We have added information to this section to improve the understanding of the results presented in the paper.

  1. Results The presentation of the results and their analysis were good.

Thank you. We have added a textual description of the results and additionally implemented a baseline BERT model on the given dataset. This was necessary to enable a comparative analysis with the hybrid model.

  1. Discussion and Conclusions The discussion is in agreement with the results obtained. The conclusion followed logically from the other sections, References The list of references is adequate, comprehensive and up-to-date.

Thank you.

Reviewer 3 Report

Comments and Suggestions for Authors

Thanks to the authors for providing this innovative manuscript. Please consider the following review comments for improvement:

  1. The abstract is a little too long. Consider condensing the content to make it shorter.

  2. It is recommended to add a Figure 1 that summarizes the entire workflow.

  3. The recall value of 1.0 for both TF-IDF and Hybrid models does not convincingly show the advantage of the proposed hybrid model. Please consider enriching the dataset, or having other metrics. Then a comprehensive discussion with the updated dataset/metrics.

  4. For the N-gram parameter n, please consider providing a sensitivity analysis, as N-gram performance heavily depends on the value of n.

  5. The formulas in Section 4 need to be better organized. For example, clearly define symbols like F(x,x) and K_ij. Please consider improving the formatting to make it easier to follow.

  6. The authors mention using LSH, LSA, and probabilistic topic models in the hybrid model. How are these components integrated in the proposed method in Section 4?

  7. Preprocessing is also critical to the dataset. Filters like Gabor and Gaussian are mentioned—please provide concrete data points, such as a table or chart, showing what was filtered out.

  8. How do the authors handle images and formulas with the specific methods mentioned? Are those methods implemented in the paper?

  9. The preparation of the corpus is critical to this study. Please consider including some example entries from the dataset.

  10. What is the value of n used in Table 1? The table currently only shows the type and count.

Author Response

Thank you for your valuable comments. They helped improve the quality of the manuscript. Our author team has made the necessary revisions accordingly.

1. The abstract is a little too long. Consider condensing the content to make it shorter.

Thank you for the comment. We have corrected this in the manuscript. We have also revised the abstract to reflect the updated results.

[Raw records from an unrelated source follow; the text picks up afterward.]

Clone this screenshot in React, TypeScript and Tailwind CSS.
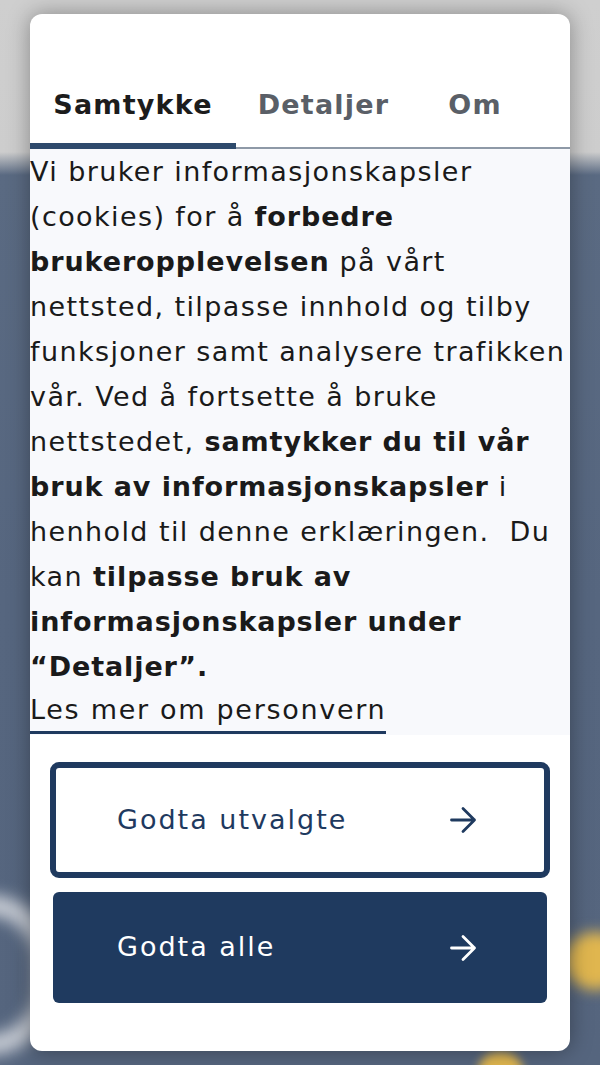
import React from "react";

const FONT = { fontFamily: '"DejaVu Sans", "Noto Sans", sans-serif' };

function Arrow({ color }: { color: string }) {
  return (
    <svg width="28" height="28" viewBox="0 0 28 28" fill="none" aria-hidden="true">
      <path
        d="M2.5 14H25.5M14 2.5L25.5 14L14 25.5"
        stroke={color}
        strokeWidth="2.8"
        strokeLinecap="round"
        strokeLinejoin="round"
      />
    </svg>
  );
}

function B({ children }: { children: React.ReactNode }) {
  return <b className="font-bold tracking-[0.9px]">{children}</b>;
}

export default function App() {
  return (
    <div
      className="relative w-full h-[1065px] overflow-hidden bg-[linear-gradient(to_bottom,#cfcfcf_0px,#cdcdcd_152px,#5a6a82_175px,#56667f_600px,#55657e_100%)]"
      style={FONT}
    >
      {/* decorative background shapes */}
      <div className="absolute left-[-80px] top-[895px] w-[135px] h-[160px] rounded-full border-[20px] border-[#d6d9df] blur-[8px] opacity-90" />
      <div className="absolute left-[565px] top-[932px] w-[60px] h-[58px] rounded-full bg-[#e0b64f] blur-[7px]" />
      <div className="absolute left-[478px] top-[1052px] w-[45px] h-[40px] rounded-full bg-[#e0b64f] blur-[5px]" />

      <div className="relative pt-[14px] px-[30px]">
        <div className="h-[1037px] bg-white rounded-[12px] overflow-hidden shadow-[0_0_22px_rgba(0,0,0,0.35)] flex flex-col">
          {/* Tabs */}
          <div className="flex h-[135px] shrink-0">
            <div className="w-[206px] flex items-end justify-center pb-[20px] border-b-[6px] border-[#2e4a6c]">
              <span className="text-[27px] leading-[36px] font-bold tracking-[1.2px] text-[#1c1c1c]">
                Samtykke
              </span>
            </div>
            <div className="w-[175px] flex items-end justify-center pb-[24px] border-b-[2px] border-[#8e99a7]">
              <span className="text-[27px] leading-[36px] font-bold tracking-[1.2px] text-[#5a5f67]">
                Detaljer
              </span>
            </div>
            <div className="w-[128px] flex items-end justify-center pb-[24px] border-b-[2px] border-[#8e99a7]">
              <span className="text-[27px] leading-[36px] font-bold tracking-[1.2px] text-[#5a5f67]">
                Om
              </span>
            </div>
            <div className="flex-1 border-b-[2px] border-[#8e99a7]" />
          </div>

          {/* Body text */}
          <div className="bg-[#f8f9fc] shrink-0 pb-[1px] text-[#1a1a1a] text-[27px] tracking-[1.4px] whitespace-nowrap">
            <p className="leading-[45px]">
              Vi bruker informasjonskapsler
              <br />
              (cookies) for å <B>forbedre</B>
              <br />
              <B>brukeropplevelsen</B> på vårt
              <br />
              nettsted, tilpasse innhold og tilby
              <br />
              funksjoner samt analysere trafikken
              <br />
              vår. Ved å fortsette å bruke
              <br />
              nettstedet, <B>samtykker du til vår</B>
              <br />
              <B>bruk av informasjonskapsler</B> i
              <br />
              henhold til denne erklæringen.{"\u00a0"} Du
              <br />
              kan <B>tilpasse bruk av</B>
              <br />
              <B>informasjonskapsler under</B>
              <br />
              <B>“Detaljer”.</B>
            </p>
            <a
              href="#"
              className="inline-block leading-[42px] tracking-[1.7px] border-b-[3px] border-[#1f3a5f] text-[#1a1a1a]"
            >
              Les mer om personvern
            </a>
          </div>

          {/* Buttons */}
          <div className="flex flex-col pt-[27px]">
            <button className="mx-[20px] h-[116px] rounded-[9px] border-[6px] border-[#1f3a5f] bg-white flex items-center justify-between pl-[61px] pr-[67px] text-[#1f3a5f]">
              <span className="text-[27px] tracking-[2px]">Godta utvalgte</span>
              <Arrow color="#1f3a5f" />
            </button>
            <button className="mx-[23px] mt-[14px] h-[111px] rounded-[6px] bg-[#1f3a5f] flex items-center justify-between pl-[64px] pr-[70px] text-white">
              <span className="text-[27px] tracking-[2px]">Godta alle</span>
              <Arrow color="#ffffff" />
            </button>
          </div>
        </div>
      </div>
    </div>
  );
}
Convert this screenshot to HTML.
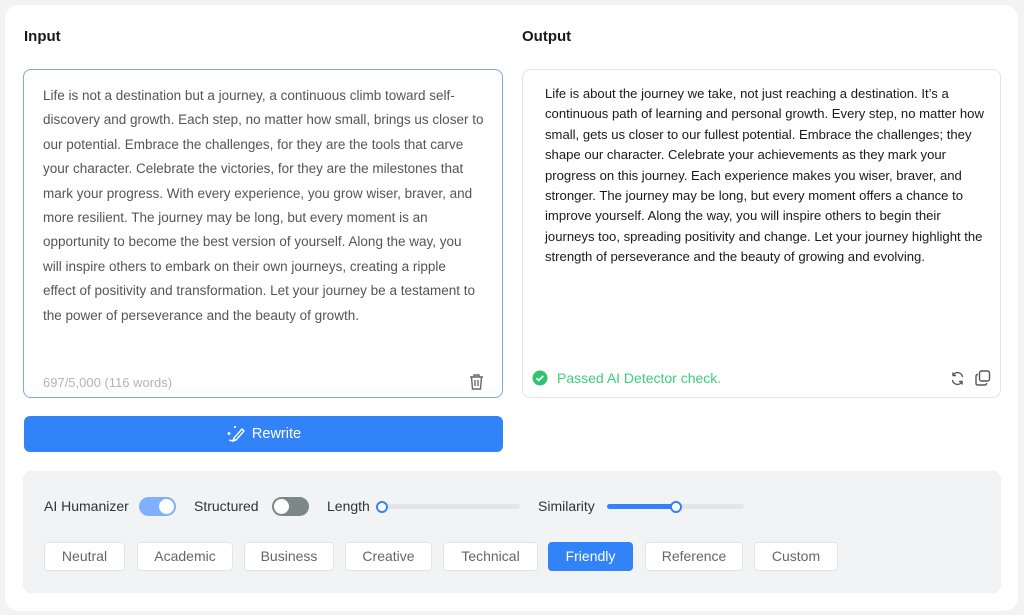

2. It is recommended to add a Figure 1 that summarizes the entire workflow.

Thank you. We have added a figure that illustrates the entire workflow.

3. The recall value of 1.0 for both TF-IDF and Hybrid models does not convincingly show the advantage of the proposed hybrid model. Please consider enriching the dataset, or having other metrics. Then a comprehensive discussion with the updated dataset/metrics.

Thank you. We have carefully proofread the manuscript and corrected the typos. Additionally, if the MDPI editorial team considers it necessary for us to use a language editing service, we are ready to do so.

4. For the N-gram parameter n, please consider providing a sensitivity analysis, as N-gram performance heavily depends on the value of n.

Thank you. We analyzed the parameter values of the hybrid model and computed several additional models to verify the results. These new calculations have been included in the manuscript. The article now contains a table presenting results for different values of n. We have also revised the presentation of the results and added the necessary information to the manuscript.

5. The formulas in Section 4 need to be better organized. For example, clearly define symbols like F(x,x) and K_ij. Please consider improving the formatting to make it easier to follow.

We included an overall diagram of the method to improve the readability of the section and revised the corresponding text accordingly.

6. The authors mention using LSH, LSA, and probabilistic topic models in the hybrid model. How are these components integrated in the proposed method in Section 4?

Thank you. These updates have been described in the new version of the manuscript.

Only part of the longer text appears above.